Par ailleurs, les grandes fortunes internationales s’arrêtent ou résident encore à Londres, soutenant directement ou indirectement les professionnels qui vendent des œuvres d’art de grande valeur. Selon le portail Statista, Londres compte actuellement 87 résidents milliardaires, soit la cinquième plus forte concentration de toutes les villes du monde, quand Paris n’en dénombre que 49. Il n’est donc pas surprenant que ce soit à Londres que le portrait de Gustav Klimt, Dame mit Fächer (Dame à l’éventail, 1917-1918), ait établi le record de l’œuvre d’art la plus chère (85,3 millions de livres sterling, soit 98 millions d’euros, chez Sotheby’s en juin 2023) vendue aux enchères en Europe.
Hormis cette envolée, la domination de Londres sur les enchères en Europe semble s’amenuiser.

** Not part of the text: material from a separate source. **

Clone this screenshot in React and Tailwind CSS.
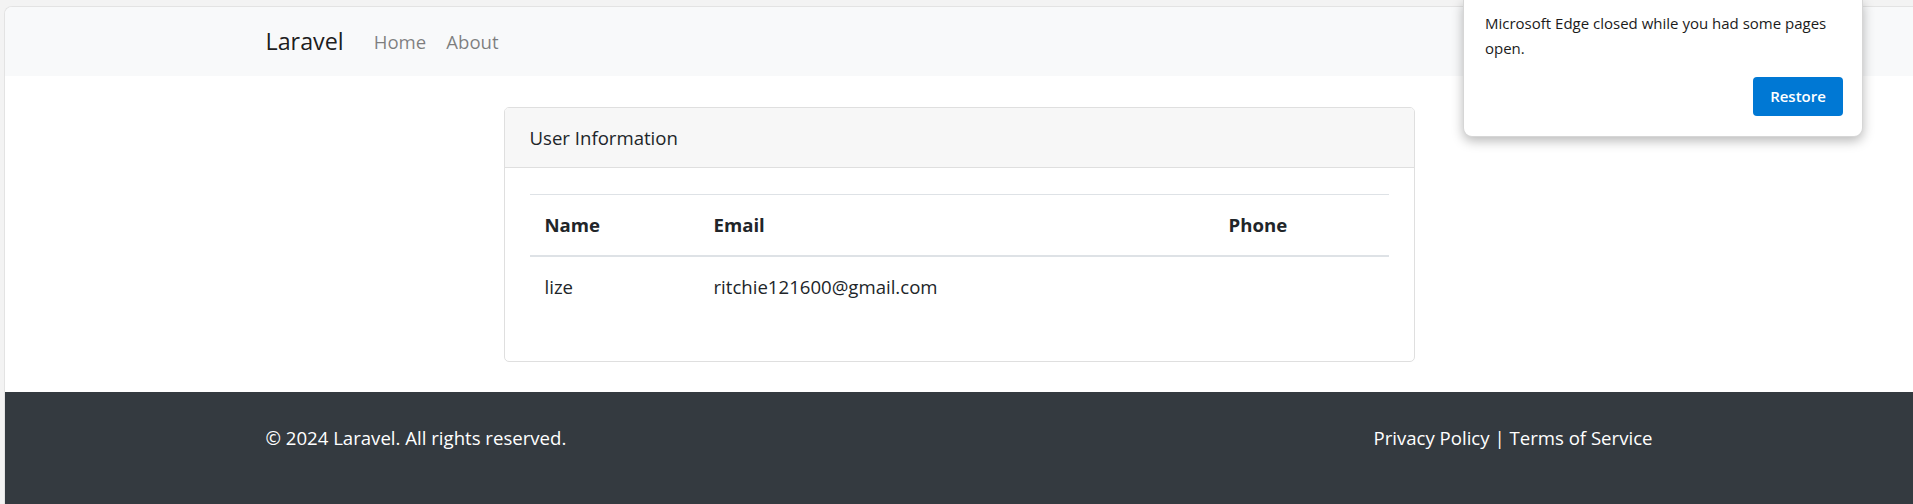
import React from 'react';

const users = [
  { name: 'lize', email: 'ritchie121600@gmail.com', phone: '' },
];

const RestorePopup = () => (
  <div className="absolute top-0 left-[1463px] w-[400px] h-[137px] bg-white rounded-b-[9px] shadow-[0_4px_12px_rgba(0,0,0,0.28)] border border-t-0 border-[#d6d6d6] pl-[21px] pr-[19px] pt-[11px] flex flex-col">
    <p className="text-[15px] leading-[25px] text-[#1b1b1b]">
      Microsoft Edge closed while you had some pages open.
    </p>
    <div className="flex justify-end mt-auto mb-[20px]">
      <button className="w-[90px] h-[39px] rounded-[4px] bg-[#0078d4] text-white text-[15px] font-semibold">
        Restore
      </button>
    </div>
  </div>
);

export default function App() {
  return (
    <div className="relative min-h-screen bg-[#f3f3f3] pl-[4px] pt-[6px] font-['Open_Sans',sans-serif] text-[#212529]">
      <div className="min-h-[498px] bg-white rounded-tl-[8px] border-l border-t border-[#e3e3e3] flex flex-col overflow-hidden">
        {/* Navbar */}
        <nav className="h-[69px] bg-[#f8f9fa] flex items-center">
          <div className="w-[1387px] mx-auto flex items-center">
            <a className="text-[23.3px] leading-[37px] text-black/90 mr-[20px]">Laravel</a>
            <a className="text-[18.6px] leading-[30px] text-black/50 px-[10px]">Home</a>
            <a className="text-[18.6px] leading-[30px] text-black/50 px-[10px]">About</a>
          </div>
        </nav>

        {/* Content */}
        <main className="pt-[31px] pb-[30px]">
          <div className="w-[911px] mx-auto border border-[#dfdfdf] rounded-[5px] overflow-hidden">
            <div className="h-[60px] bg-[#f7f7f7] border-b border-[#dfdfdf] px-[25px] flex items-center text-[18.6px]">
              User Information
            </div>
            <div className="px-[25px] pt-[26px] pb-[44px]">
              <table className="w-full text-[18.6px] leading-[30px] border-collapse">
                <thead>
                  <tr className="border-t border-[#dee2e6] border-b-2">
                    <th className="w-[169px] text-left font-bold px-[15px] py-[15px]">Name</th>
                    <th className="w-[515px] text-left font-bold px-[15px] py-[15px]">Email</th>
                    <th className="text-left font-bold px-[15px] py-[15px]">Phone</th>
                  </tr>
                </thead>
                <tbody>
                  {users.map((u) => (
                    <tr key={u.email} className="border-t border-[#dee2e6]">
                      <td className="px-[15px] py-[15px]">{u.name}</td>
                      <td className="px-[15px] py-[15px]">{u.email}</td>
                      <td className="px-[15px] py-[15px]">{u.phone}</td>
                    </tr>
                  ))}
                </tbody>
              </table>
            </div>
          </div>
        </main>

        {/* Footer */}
        <footer className="flex-1 bg-[#343a40] text-white pt-[31px] pb-[30px]">
          <div className="w-[1387px] mx-auto flex justify-between text-[18.6px] leading-[30px]">
            <p>&copy; 2024 Laravel. All rights reserved.</p>
            <p>
              <a>Privacy Policy</a> | <a>Terms of Service</a>
            </p>
          </div>
        </footer>
      </div>

      <RestorePopup />
    </div>
  );
}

La Grande-Bretagne a « froncé les sourcils » lorsque Sotheby’s a annoncé que sa prochaine vente de 300 œuvres d’art contemporain et de design appartenant à la collectionneuse britannique Pauline Karpidas se tiendrait à Paris. La vue de tant d’œuvres d’art britanniques proposées rue du Faubourg-Saint-Honoré semble montrer que la Ville Lumière récolte décidément de plus en plus
les bénéfices du Brexit…
-
Frieze London & Frieze Masters, 11-15 octobre 2023.
Paris+ par Art Basel, 20-22 octobre 2023.